|
Posted by saz on 10/24/83 11:22
In article <3kl48eFv255pU1@individual.net>, web@brightonfixedodds.net
says...
> I was recently asked to help out with the reworking of a company web site by
> a friend of mine who had been approached by someone at the company. (my
> friend is actually a student on a graphics design course so we think maybe
> they were looking for a cheap alternative to a professional designer).
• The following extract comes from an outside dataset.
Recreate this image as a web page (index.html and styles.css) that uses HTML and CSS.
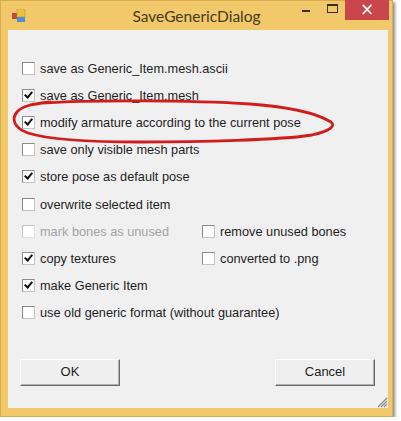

> Anyway he did some flash work for them and they asked if he could maybe
> help freshen up their web site. Basically they were looking at getting a
> redesign done at some stage but wanted the code to have a bit of a spring
> clean in the meantime and as he knew I was a html hobbyist/nerd I was roped
> in.
>
> Anyway, so far I've produced this:
> http://www.mxdigital.co.uk/
>
> from this:
> http://www.brightonfixedodds.net/oldmxd/
>
> What I didn't realise 'til now was how difficult it is for you people who do
> this for a living when dealing with clients.
> Our contact at the company has been heavily involved at all stages and quite
> forceful in his ideas of what he wants (hence the transitional contact page
> as he was most insistent on the new window link). He also fancied himself
> as a web designer without ever having really read any html at all (never
> mind css), but he had a copy of frontpage which he kept using to send me
> knocked together demo pages which I then had to pick through. He also had
> an office full of colleagues who all had an opinion too. (for instance, he
> had one who suggested that we didn't use a serif font for the site as it
> made it look dated - I suggested maybe his colleague could adjust the font
> settings in his browser options). How do you cope with this? I tried
> explaining about the fluidity of a web page as opposed to one of their
> brochures and about accessibility but it just wasn't getting through. I
> think all he wanted was that it look pixel perfect on his company issue
> laptop. The whole process took weeks as he was constantly asking for things
> to be changed and then changed back. Drove us mad. He didn't seem to have
> any concern for copyright either and seemed quite happy to just whack a
> multimap right there on the page until I pointed out that no you can't
> actually do that. We really found it hard work at times trying to explain
> what we were doing and why.
Always have a contract. Specify exactly what is expected from both
sides. If they give you something to do and then go back to the way it
was, charge them for that extra time - it is not part of the contract.
You're allowing your customer to run your business. I once said to a
customer "I don't tell you how to run your business, please don't tell
me how to run mine". He is still a customer, but now he's very
reasonable in his requests and listens to my input.
If I had lost him after the comment, no big deal. Like your customer,
he was more trouble than he was worth.